Source material -
● ● ● ● ●

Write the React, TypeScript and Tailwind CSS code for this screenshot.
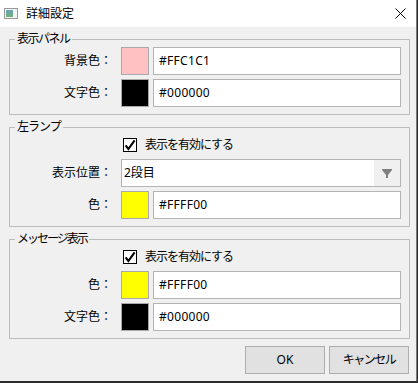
import React from "react";

function Swatch({ color }: { color: string }) {
  return <div className="w-[28px] h-[28px] border border-[#a9a9a9]" style={{ backgroundColor: color }} />;
}

function TextBox({ value }: { value: string }) {
  return (
    <div className="w-[248px] h-[28px] bg-white border border-[#b4b4b4] flex items-center pl-[5px] text-[12px] tracking-[0.3px] text-black">
      {value}
    </div>
  );
}

function Row({ label, children }: { label: string; children: React.ReactNode }) {
  return (
    <div className="flex items-center h-[28px]">
      <div className="w-[102px] text-right text-[12px] leading-[16px]">{label}</div>
      <div className="ml-[9px] flex items-center gap-[4px]">{children}</div>
    </div>
  );
}

function CheckRow({ label }: { label: string }) {
  return (
    <div className="flex items-center h-[20px] pl-[113px]">
      <div className="w-[14px] h-[14px] border border-black bg-white flex items-center justify-center">
        <svg width="12" height="12" viewBox="0 0 12 12">
          <path d="M1.6 6.4 L4.4 10 L10.6 1.4" fill="none" stroke="#000" strokeWidth="2.1" />
        </svg>
      </div>
      <span className="ml-[8px] text-[12px] leading-[16px] tracking-[-1px]">{label}</span>
    </div>
  );
}

function Group({ title, tracking, children }: { title: string; tracking: string; children: React.ReactNode }) {
  return (
    <fieldset className="ml-[9px] mt-[4px] w-[401px] border border-[#bcbcbc] pb-[7px]">
      <legend className={"ml-[5px] px-[2px] text-[12px] leading-[16px] " + tracking}>{title}</legend>
      <div className="flex flex-col gap-[4px]">{children}</div>
    </fieldset>
  );
}

export default function App() {
  return (
    <div className="w-[418px] h-[383px] bg-[#2b2b2b] font-['Noto_Sans','Noto_Sans_CJK_JP',sans-serif] text-black">
      <div className="w-[417px] h-[381px] bg-[#f0f0f0] border-r border-[#7a7a7a] flex flex-col">
        <div className="h-[27px] bg-white flex items-center pl-[4px] pr-[10px]">
          <svg width="14" height="11" viewBox="0 0 14 11">
            <defs>
              <linearGradient id="g" x1="0" y1="0" x2="0" y2="1">
                <stop offset="0" stopColor="#6aa6b8" />
                <stop offset="1" stopColor="#6fb07a" />
              </linearGradient>
            </defs>
            <rect x="0.5" y="0.5" width="13" height="10" fill="#f4f4f4" stroke="#9a9a9a" />
            <rect x="2" y="2" width="7" height="7" fill="url(#g)" />
          </svg>
          <span className="ml-[8px] text-[12px] leading-[16px]">詳細設定</span>
          <div className="flex-1" />
          <svg width="11" height="11" viewBox="0 0 11 11">
            <path d="M0.5 0.5 L10.5 10.5 M10.5 0.5 L0.5 10.5" stroke="#000" strokeWidth="1" />
          </svg>
        </div>

        <Group title="表示パネル" tracking="tracking-[-1.5px]">
          <Row label="背景色：">
            <Swatch color="#FFC1C1" />
            <TextBox value="#FFC1C1" />
          </Row>
          <Row label="文字色：">
            <Swatch color="#000000" />
            <TextBox value="#000000" />
          </Row>
        </Group>

        <Group title="左ランプ" tracking="tracking-[-1px]">
          <CheckRow label="表示を有効にする" />
          <Row label="表示位置：">
            <div className="w-[280px] h-[28px] bg-white border border-[#b4b4b4] flex items-center">
              <span className="pl-[2px] text-[12px] leading-[16px] flex-1">2段目</span>
              <div className="w-[26px] h-full bg-[#f0f0f0] flex items-center justify-center">
                <svg width="10" height="9" viewBox="0 0 10 9">
                  <polygon points="0,0 10,0 10,1 6,6 6,9 4,9 4,6 0,1" fill="#7f7f7f" />
                </svg>
              </div>
            </div>
          </Row>
          <Row label="色：">
            <Swatch color="#FFFF00" />
            <TextBox value="#FFFF00" />
          </Row>
        </Group>

        <Group title="メッセージ表示" tracking="tracking-[-2px]">
          <CheckRow label="表示を有効にする" />
          <Row label="色：">
            <Swatch color="#FFFF00" />
            <TextBox value="#FFFF00" />
          </Row>
          <Row label="文字色：">
            <Swatch color="#000000" />
            <TextBox value="#000000" />
          </Row>
        </Group>

        <div className="flex justify-end gap-[4px] pr-[7px] mt-[7px]">
          <button className="w-[80px] h-[28px] bg-[#e1e1e1] border border-[#adadad] text-[12px] leading-[16px]">OK</button>
          <button className="w-[80px] h-[28px] bg-[#e1e1e1] border border-[#adadad] text-[12px] leading-[16px] tracking-[-1.5px]">キャンセル</button>
        </div>
      </div>
    </div>
  );
}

● ● ● ● ●

Exercise prompt -
Repeat the material above word for word and skip every image in it.

Result for this task -
Write the React, TypeScript and Tailwind CSS code for this screenshot.
import React from "react";

function Swatch({ color }: { color: string }) {
  return <div className="w-[28px] h-[28px] border border-[#a9a9a9]" style={{ backgroundColor: color }} />;
}

function TextBox({ value }: { value: string }) {
  return (
    <div className="w-[248px] h-[28px] bg-white border border-[#b4b4b4] flex items-center pl-[5px] text-[12px] tracking-[0.3px] text-black">
      {value}
    </div>
  );
}

function Row({ label, children }: { label: string; children: React.ReactNode }) {
  return (
    <div className="flex items-center h-[28px]">
      <div className="w-[102px] text-right text-[12px] leading-[16px]">{label}</div>
      <div className="ml-[9px] flex items-center gap-[4px]">{children}</div>
    </div>
  );
}

function CheckRow({ label }: { label: string }) {
  return (
    <div className="flex items-center h-[20px] pl-[113px]">
      <div className="w-[14px] h-[14px] border border-black bg-white flex items-center justify-center">
        <svg width="12" height="12" viewBox="0 0 12 12">
          <path d="M1.6 6.4 L4.4 10 L10.6 1.4" fill="none" stroke="#000" strokeWidth="2.1" />
        </svg>
      </div>
      <span className="ml-[8px] text-[12px] leading-[16px] tracking-[-1px]">{label}</span>
    </div>
  );
}

function Group({ title, tracking, children }: { title: string; tracking: string; children: React.ReactNode }) {
  return (
    <fieldset className="ml-[9px] mt-[4px] w-[401px] border border-[#bcbcbc] pb-[7px]">
      <legend className={"ml-[5px] px-[2px] text-[12px] leading-[16px] " + tracking}>{title}</legend>
      <div className="flex flex-col gap-[4px]">{children}</div>
    </fieldset>
  );
}

export default function App() {
  return (
    <div className="w-[418px] h-[383px] bg-[#2b2b2b] font-['Noto_Sans','Noto_Sans_CJK_JP',sans-serif] text-black">
      <div className="w-[417px] h-[381px] bg-[#f0f0f0] border-r border-[#7a7a7a] flex flex-col">
        <div className="h-[27px] bg-white flex items-center pl-[4px] pr-[10px]">
          <svg width="14" height="11" viewBox="0 0 14 11">
            <defs>
              <linearGradient id="g" x1="0" y1="0" x2="0" y2="1">
                <stop offset="0" stopColor="#6aa6b8" />
                <stop offset="1" stopColor="#6fb07a" />
              </linearGradient>
            </defs>
            <rect x="0.5" y="0.5" width="13" height="10" fill="#f4f4f4" stroke="#9a9a9a" />
            <rect x="2" y="2" width="7" height="7" fill="url(#g)" />
          </svg>
          <span className="ml-[8px] text-[12px] leading-[16px]">詳細設定</span>
          <div className="flex-1" />
          <svg width="11" height="11" viewBox="0 0 11 11">
            <path d="M0.5 0.5 L10.5 10.5 M10.5 0.5 L0.5 10.5" stroke="#000" strokeWidth="1" />
          </svg>
        </div>

        <Group title="表示パネル" tracking="tracking-[-1.5px]">
          <Row label="背景色：">
            <Swatch color="#FFC1C1" />
            <TextBox value="#FFC1C1" />
          </Row>
          <Row label="文字色：">
            <Swatch color="#000000" />
            <TextBox value="#000000" />
          </Row>
        </Group>

        <Group title="左ランプ" tracking="tracking-[-1px]">
          <CheckRow label="表示を有効にする" />
          <Row label="表示位置：">
            <div className="w-[280px] h-[28px] bg-white border border-[#b4b4b4] flex items-center">
              <span className="pl-[2px] text-[12px] leading-[16px] flex-1">2段目</span>
              <div className="w-[26px] h-full bg-[#f0f0f0] flex items-center justify-center">
                <svg width="10" height="9" viewBox="0 0 10 9">
                  <polygon points="0,0 10,0 10,1 6,6 6,9 4,9 4,6 0,1" fill="#7f7f7f" />
                </svg>
              </div>
            </div>
          </Row>
          <Row label="色：">
            <Swatch color="#FFFF00" />
            <TextBox value="#FFFF00" />
          </Row>
        </Group>

        <Group title="メッセージ表示" tracking="tracking-[-2px]">
          <CheckRow label="表示を有効にする" />
          <Row label="色：">
            <Swatch color="#FFFF00" />
            <TextBox value="#FFFF00" />
          </Row>
          <Row label="文字色：">
            <Swatch color="#000000" />
            <TextBox value="#000000" />
          </Row>
        </Group>

        <div className="flex justify-end gap-[4px] pr-[7px] mt-[7px]">
          <button className="w-[80px] h-[28px] bg-[#e1e1e1] border border-[#adadad] text-[12px] leading-[16px]">OK</button>
          <button className="w-[80px] h-[28px] bg-[#e1e1e1] border border-[#adadad] text-[12px] leading-[16px] tracking-[-1.5px]">キャンセル</button>
        </div>
      </div>
    </div>
  );
}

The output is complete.